Ethan shrugged. “She is his daughter. Anything is possible, I suppose. It could be a spell, or it could be because he’s chosen, her mother is, and so is she.”
“Do Chosen Ones not always have children who are chosen as well?”
“It’s very rare,” he admitted. “There hasn’t been one such as you, born of two, very powerful Chosen Ones, in hundreds of years.”
“So your parents aren’t chosen?” I asked Winston.
He shook his head. “No, they’re perfectly normal.”
“Chosen Ones are selected by … well, no one really knows, but something out there decides who is and why. That’s why it’s rare for Chosen Ones to also have chosen children. It’s not in your DNA it’s … given to you.”
I thought back to the manor and Jessamine who’d had chosen parents but was a perfectly normal enchanter, but yet because of her heritage the Iniquitous would still like to get their hands on her.
&
nbsp; “Do you think I’m in danger in these dreams? It’s like he can sense me. He knows I’m there but he can’t see me.”
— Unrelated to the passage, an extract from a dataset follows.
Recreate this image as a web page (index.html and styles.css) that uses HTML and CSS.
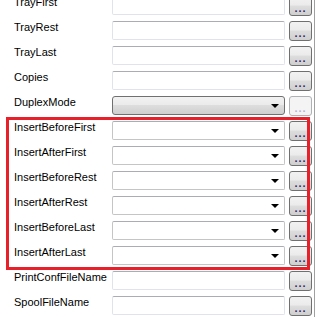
FILE: index.html
```html
<!DOCTYPE html>
<html lang="en">
<head>
  <meta charset="UTF-8"/>
  <title>Print settings</title>
  <link rel="stylesheet" href="styles.css">
</head>
<body>

  <!-- Property list -->
  <div class="props">
    <div class="row">
      <label>TrayFirst</label>
      <div class="field text"></div>
      <button class="dots">...</button>
    </div>
    <div class="row">
      <label>TrayRest</label>
      <div class="field text"></div>
      <button class="dots">...</button>
    </div>
    <div class="row">
      <label>TrayLast</label>
      <div class="field text"></div>
      <button class="dots">...</button>
    </div>
    <div class="row">
      <label>Copies</label>
      <div class="field text"></div>
      <button class="dots">...</button>
    </div>
    <div class="row">
      <label>DuplexMode</label>
      <div class="field list"><span class="arrow"></span></div>
      <button class="dots" disabled>...</button>
    </div>
    <div class="row">
      <label>InsertBeforeFirst</label>
      <div class="field combo"><span class="arrow"></span></div>
      <button class="dots">...</button>
    </div>
    <div class="row">
      <label>InsertAfterFirst</label>
      <div class="field combo"><span class="arrow"></span></div>
      <button class="dots">...</button>
    </div>
    <div class="row">
      <label>InsertBeforeRest</label>
      <div class="field combo"><span class="arrow"></span></div>
      <button class="dots">...</button>
    </div>
    <div class="row">
      <label>InsertAfterRest</label>
      <div class="field combo"><span class="arrow"></span></div>
      <button class="dots">...</button>
    </div>
    <div class="row">
      <label>InsertBeforeLast</label>
      <div class="field combo"><span class="arrow"></span></div>
      <button class="dots">...</button>
    </div>
    <div class="row">
      <label>InsertAfterLast</label>
      <div class="field combo"><span class="arrow"></span></div>
      <button class="dots">...</button>
    </div>
    <div class="row">
      <label>PrintConfFileName</label>
      <div class="field text"></div>
      <button class="dots">...</button>
    </div>
    <div class="row">
      <label>SpoolFileName</label>
      <div class="field text"></div>
      <button class="dots">...</button>
    </div>

    <!-- highlight -->
    <div class="mark"></div>
  </div>

</body>
</html>
```

FILE: styles.css
```css
html {
  overflow: hidden;
}

body {
  margin: -4px 0 0 0;
  background: #ffffff;
  font-family: "Liberation Sans", Arial, sans-serif;
  font-size: 11px;
  color: #000000;
}

.props {
  position: relative;
  height: 321px;
  border-right: 1px solid #a0a0a0;
  width: 314px;
}

.row {
  display: flex;
  align-items: flex-start;
  height: 25px;
}

.row label {
  width: 98px;
  padding-left: 14px;
  padding-top: 0;
  line-height: 13px;
}

.field {
  position: relative;
  box-sizing: border-box;
  width: 173px;
  height: 19px;
  border: 1px solid #e2e3ea;
  border-top-color: #abadb3;
  border-radius: 2px;
  background: #ffffff;
}

.field.combo {
  border-color: #c5c5c5;
  border-top-color: #abadb3;
}

.field.list {
  border: 1px solid #707070;
  border-radius: 3px;
  background: linear-gradient(#f2f2f2 0%, #ebebeb 45%, #dddddd 50%, #cfcfcf 100%);
}

.arrow {
  position: absolute;
  right: 5px;
  top: 7px;
  width: 0;
  height: 0;
  border-left: 4px solid transparent;
  border-right: 4px solid transparent;
  border-top: 4px solid #000000;
}

.dots {
  box-sizing: border-box;
  width: 23px;
  height: 20px;
  margin-left: 4px;
  padding: 0 0 1px 0;
  border: 1px solid #707070;
  border-radius: 3px;
  background: linear-gradient(#f2f2f2 0%, #ebebeb 45%, #dddddd 50%, #cfcfcf 100%);
  font-family: "Liberation Sans", Arial, sans-serif;
  font-size: 11px;
  font-weight: bold;
  letter-spacing: 1px;
  line-height: 12px;
  color: #302a6a;
  display: flex;
  align-items: flex-end;
  justify-content: center;
}

.dots:disabled {
  border-color: #adb2b5;
  background: #f4f4f4;
  color: #b8b4d0;
}

.mark {
  position: absolute;
  left: 6px;
  top: 121px;
  width: 298px;
  height: 147px;
  border: 3px solid #e8202a;
}
```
Ethan worried his bottom lip between his teeth. “I don’t know,” he admitted.
That didn’t help me breathe any easier.
“What did you see in your dream?” he asked.
I swallowed thickly.
“It was Finn, he was talking to Finn. Finn said he did everything he asked, but Thaddeus said he didn’t. He didn’t get … me.” I squeaked, the thought terrifying if they got their hands on me like they wanted. “It sounded like Thaddeus was going to give him another chance, but then Finn said …” I paused, and decided to omit what I’d heard about a son and my possible brother. No one seemed to know about him and I thought it was better if I didn’t spill the beans. “He said something to make him mad, and he killed him. He’s dead.”
Ethan’s cheeks hollowed. “Blood hungry bastard,” he muttered. “And I can’t believe Finn, that back-stabbing asshole. He was my friend. I trusted him.”
“I think he’s how they got into the manor that night. Maybe even in New York too.”
Ethan scrubbed a hand over his face. “Try to get some sleep. I need to talk to Jee.”
“Hey, Ethan?” I hedged at the mention of Jee.
“Yeah?”
“Jee said he’s not completely enchanter. What else is he?”
Ethan raised a brow. “He told you that?”
I nodded.
Ethan sighed, fighting a smile. “I’ll let him tell you. Okay?” I nodded. “Night.”
He slipped out of the room, Winston following with one last look over his shoulder at us as he closed the door.
“Are you okay?” Adelaide asked again.
For once, I didn’t lie. “No.”
I began to cry. Seeing Finn murdered brought back the haunting memories of watching them kill Theo.
She wrapped her arms around me and we cried together.